You could probably find a perl2java to get started if you need to port
to java to collect. If you want help turning it into Java Servlets,
let me know.  I can afford some freelance time, having just turned
down $150/hour moonlighting job yesterday because I know the client is
a total pain in the ass.  Servlets are by far my favorite web
platform, speed parallels or surpasses mod-perl, like staying as o-o
in design as long as possible (until presentation layer where
sometimes there's diminishing returns), etc.  Perl is a favorite for
serious text mangling with regex, Java lacks there without someone
else's packages like Oroinc's.  I could use a week in the Caribbean
having just shoveled rain soaked snow at 40 pounds a shovelfull out of
my driveway.  Just pay for my airfare and the rum, keep the $15k.

>From: Gerald Oskoboiny <gerald@impressive.net>
>
>sourceXchange is a site that links open source software developers
>with paying development projects.

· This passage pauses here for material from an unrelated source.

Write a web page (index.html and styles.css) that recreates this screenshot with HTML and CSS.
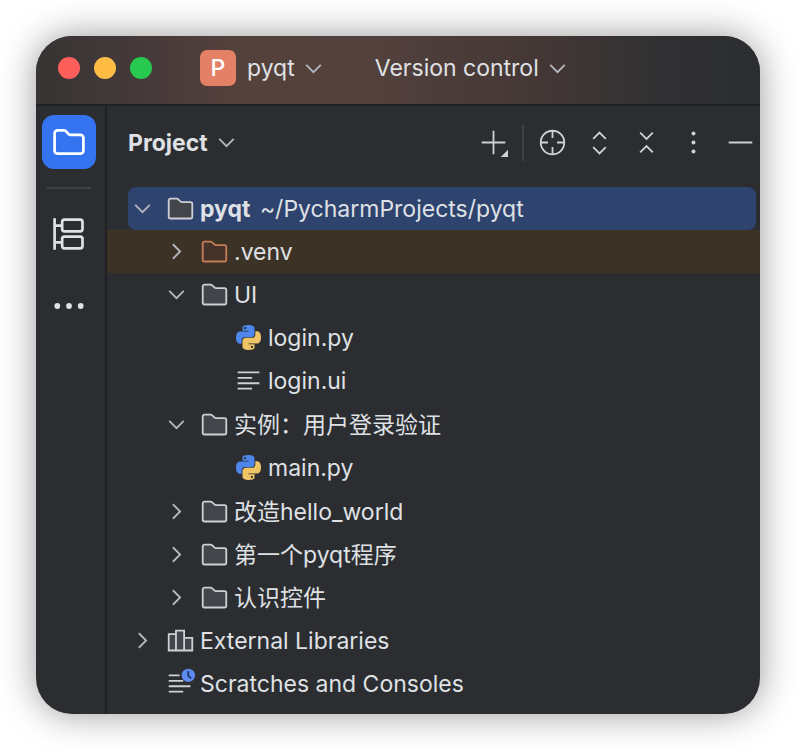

The blurb on their home page says:
>
>    sourceXchange is a new forum linking Open Source developers
>    worldwide with intensifying commercial interest in Open
>    Source software.  Call it one version of the Bazaar:
>    sourceXchange is a wide-open marketplace to facilitate a
>    dynamic exchange between buyers and sellers, a place where
>    highly skilled Open Source developers supply their expertise
>    to committed buyers with well-defined, financially backed
>    Open Source projects. -- http://www.sourcexchange.com/
>
>I signed up for an account there a while ago out of general
>interest in the open source community; I don't have much interest
>in finding extra work or whatever.
>
>On Friday I got mail from them titled "new RFPs on sourceXchange",
>and one of the projects (included below) is basically identical
>to what my HURL software aspires to be, and pays $15k USD!
>
>HURL is something I wrote in 1994 for putting news/mail archives
>online:
>
>    http://impressive.net/software/hurl/
>
>I recently started rewriting it from scratch, and the new version
>is used in the current fogo list archives:
>
>    http://impressive.net/archives/fogo/
>
>It still needs a fair bit of work, but I don't think it would
>take more than a month of full-time work to meet the needs of
>this proposal (add mbox support, MIME support, finish other stuff),
>assuming I could convince them that it's okay to do it in Perl.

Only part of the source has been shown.